Dernièrement, les légumes se sont imposés pour beaucoup de grands cuisiniers, il y a une demande pour la cuisine végétarienne et végane. Qu’est-ce qui se prépare?

La cuisine régionale est devenue une évidence; de même, la cuisine végétarienne et végane va s’installer et a encore beaucoup de potentiel. Mais je pense aussi que des classiques intemporels ont du succès. Au Leuehof, nous servons des gnocchis à la sauce tomate pour lesquels nous recevons beaucoup de compliments, car la sauce est préparée avec beaucoup d’amour et mijote durant toute une nuit.

 

Que fais-tu de ton temps libre?

Je fais du vélo de course et me prépare pour l’épreuve Chasing Cancellara en août prochain. En hiver aussi, dès que j’ai un peu de temps libre, j’enfourche mon vélo.

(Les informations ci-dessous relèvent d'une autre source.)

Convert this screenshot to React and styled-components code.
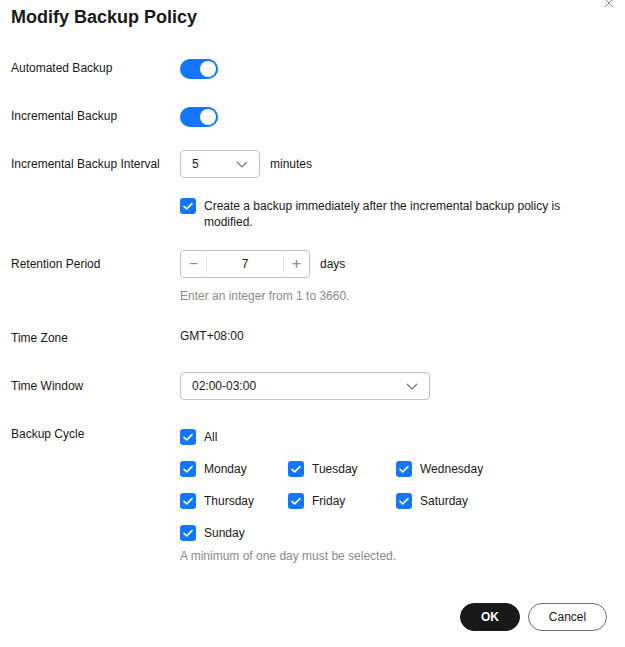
import React, { useState } from 'react';
import styled, { createGlobalStyle } from 'styled-components';

const GlobalStyle = createGlobalStyle`
  * { box-sizing: border-box; }
  body {
    margin: 0;
    background: #fff;
    font-family: "Liberation Sans", Arial, sans-serif;
    color: #191919;
  }
`;

const Dialog = styled.div`
  position: relative;
  width: 625px;
  height: 647px;
  padding: 5px 18px 0 11px;
  background: #fff;
  overflow: hidden;
`;

const Title = styled.h2`
  margin: 0;
  font-size: 18px;
  line-height: 24px;
  font-weight: 700;
  color: #191919;
`;

const Close = styled.button`
  position: absolute;
  top: -3px;
  right: 10px;
  width: 12px;
  height: 12px;
  padding: 0;
  border: 0;
  background: none;
  color: #8a8a8a;
  display: flex;
`;

const Form = styled.div`
  display: flex;
  flex-direction: column;
`;

const Row = styled.div`
  display: flex;
  align-items: flex-start;
  margin-top: ${({ $mt }) => $mt}px;
`;

const Label = styled.div`
  width: 169px;
  flex-shrink: 0;
  font-size: 12px;
  line-height: ${({ $lh }) => $lh || 28}px;
  color: #191919;
`;

const Control = styled.div`
  display: flex;
  flex-direction: column;
  align-items: flex-start;
`;

const Inline = styled.div`
  display: flex;
  align-items: center;
  gap: 10px;
  min-height: 28px;
  font-size: 12px;
`;

const Value = styled.span`
  font-size: 12px;
  line-height: 28px;
  margin-top: -2px;
`;

const Hint = styled.div`
  font-size: 12px;
  line-height: 18px;
  color: #8a8a8a;
  margin-top: ${({ $mt }) => $mt}px;
`;

const SwitchTrack = styled.button`
  position: relative;
  width: 38px;
  height: 20px;
  margin-top: 5px;
  padding: 0;
  border: 0;
  border-radius: 10px;
  background: ${({ $on }) => ($on ? '#1476ff' : '#c2c2c2')};
  cursor: pointer;

  &::after {
    content: '';
    position: absolute;
    top: 2px;
    left: ${({ $on }) => ($on ? '20px' : '2px')};
    width: 16px;
    height: 16px;
    border-radius: 50%;
    background: #fff;
  }
`;

const SelectBox = styled.div`
  display: flex;
  align-items: center;
  justify-content: space-between;
  width: ${({ $w }) => $w}px;
  height: 28px;
  padding: 0 11px 0 11px;
  border: 1px solid #c2c2c2;
  border-radius: 4px;
  font-size: 12px;
  color: #191919;
  background: #fff;
`;

const Chevron = () => (
  <svg width="12" height="7" viewBox="0 0 12 7" fill="none">
    <path d="M1 1l5 5 5-5" stroke="#6e6e6e" strokeWidth="1.1" />
  </svg>
);

const Stepper = styled.div`
  display: flex;
  align-items: center;
  width: 130px;
  height: 28px;
  border: 1px solid #c2c2c2;
  border-radius: 4px;
`;

const StepButton = styled.button`
  width: 25px;
  height: 100%;
  padding: 0;
  border: 0;
  background: none;
  color: #8a8a8a;
  font-size: 16px;
  font-family: inherit;
  display: flex;
  align-items: center;
  justify-content: center;
`;

const StepDivider = styled.span`
  width: 1px;
  height: 18px;
  background: #e3e3e3;
`;

const StepValue = styled.div`
  flex: 1;
  text-align: center;
  font-size: 12px;
`;

const CheckItem = styled.label`
  display: flex;
  align-items: ${({ $top }) => ($top ? 'flex-start' : 'center')};
  gap: 8px;
  min-height: ${({ $top }) => ($top ? 'auto' : '24px')};
  font-size: 12px;
  line-height: 16px;
  color: #191919;
  cursor: pointer;
`;

const Box = styled.span`
  flex-shrink: 0;
  width: 16px;
  height: 16px;
  border-radius: 3px;
  background: #1476ff;
  display: flex;
  align-items: center;
  justify-content: center;
`;

const CheckText = styled.span`
  max-width: 380px;
`;

const Check = ({ children, top }) => (
  <CheckItem $top={top}>
    <Box>
      <svg width="16" height="16" viewBox="0 0 16 16" fill="none">
        <path d="M4 8.3l2.7 2.6L12 5.6" stroke="#fff" strokeWidth="1.6" strokeLinecap="round" strokeLinejoin="round" />
      </svg>
    </Box>
    {children && <CheckText>{children}</CheckText>}
  </CheckItem>
);

const DayGrid = styled.div`
  display: grid;
  grid-template-columns: repeat(3, 108px);
  row-gap: 8px;
`;

const FullCell = styled.div`
  grid-column: 1 / -1;
`;

const Footer = styled.div`
  display: flex;
  justify-content: flex-end;
  gap: 8px;
  margin-top: 38px;
`;

const Button = styled.button`
  height: 28px;
  min-width: ${({ $w }) => $w}px;
  padding: 0 16px;
  border-radius: 14px;
  border: 1px solid ${({ $primary }) => ($primary ? '#191919' : '#6e6e6e')};
  background: ${({ $primary }) => ($primary ? '#191919' : '#fff')};
  color: ${({ $primary }) => ($primary ? '#fff' : '#191919')};
  font-family: inherit;
  font-size: 12px;
  font-weight: ${({ $primary }) => ($primary ? 700 : 400)};
  cursor: pointer;
`;

const days = [
  ['Monday', 'Tuesday', 'Wednesday'],
  ['Thursday', 'Friday', 'Saturday'],
  ['Sunday'],
];

export default function App() {
  const [auto, setAuto] = useState(true);
  const [incr, setIncr] = useState(true);

  return (
    <>
      <GlobalStyle />
      <Dialog>
        <Title>Modify Backup Policy</Title>
        <Close aria-label="Close">
          <svg width="12" height="12" viewBox="0 0 12 12" fill="none">
            <path d="M2 2l8 8M10 2l-8 8" stroke="currentColor" strokeWidth="1" />
          </svg>
        </Close>

        <Form>
          <Row $mt={25}>
            <Label>Automated Backup</Label>
            <SwitchTrack $on={auto} onClick={() => setAuto(!auto)} />
          </Row>

          <Row $mt={20}>
            <Label>Incremental Backup</Label>
            <SwitchTrack $on={incr} onClick={() => setIncr(!incr)} />
          </Row>

          <Row $mt={20}>
            <Label>Incremental Backup Interval</Label>
            <Control>
              <Inline>
                <SelectBox $w={80}>
                  <span>5</span>
                  <Chevron />
                </SelectBox>
                <span>minutes</span>
              </Inline>
              <div style={{ height: 20 }} />
              <Check top>
                Create a backup immediately after the incremental backup policy is modified.
              </Check>
            </Control>
          </Row>

          <Row $mt={20}>
            <Label>Retention Period</Label>
            <Control>
              <Inline>
                <Stepper>
                  <StepButton>−</StepButton>
                  <StepDivider />
                  <StepValue>7</StepValue>
                  <StepDivider />
                  <StepButton>+</StepButton>
                </Stepper>
                <span>days</span>
              </Inline>
              <Hint $mt={9}>Enter an integer from 1 to 3660.</Hint>
            </Control>
          </Row>

          <Row $mt={19}>
            <Label>Time Zone</Label>
            <Value>GMT+08:00</Value>
          </Row>

          <Row $mt={20}>
            <Label>Time Window</Label>
            <SelectBox $w={250}>
              <span>02:00-03:00</span>
              <Chevron />
            </SelectBox>
          </Row>

          <Row $mt={25}>
            <Label $lh={18}>Backup Cycle</Label>
            <Control>
              <DayGrid>
                <FullCell>
                  <Check>All</Check>
                </FullCell>
                {days.flat().map((d) => (
                  <Check key={d}>{d}</Check>
                ))}
              </DayGrid>
              <Hint $mt={2}>A minimum of one day must be selected.</Hint>
            </Control>
          </Row>
        </Form>

        <Footer>
          <Button $primary $w={60}>OK</Button>
          <Button $w={79}>Cancel</Button>
        </Footer>
      </Dialog>
    </>
  );
}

C’est la meilleure façon de m’aérer l’esprit.

Sergio Herman @Padrutts Palace Hotel 2019

Une inspiration pour Nenad: Sergio Herman (ici à St. Moritz en 2019).

Nenad Mlinarevic Pop-up Restaurant

«La cuisine végétarienne a beaucoup de potentiel»: Nenad Mlinarevic.

Qu’est-ce qu’il y a toujours dans ton frigo à la maison?

Il y a toujours du lait de soja à la vanille parce que j’apprécie le cappuccino.

 

Qu’est-ce que tu ne manges jamais, par principe?

Je ne mangerais jamais d’escargots. Je trouve également les insectes passablement inesthétiques.

 

Que manges-tu quotidiennement?

Des fruits dans tous les cas, bananes ou mandarines par exemple.

 

Quel est le meilleur post Instagram que tu as vu cette année?

Le compte de Sergio Herman m’inspire. Quelqu’un qui avait 3 étoiles et 20 points mais qui, en cas de nécessité, peut aussi remplir des centaines de boîtes de tiramisu à emporter. C’est également ainsi que je vois les choses: il faut simplement passer à l’action.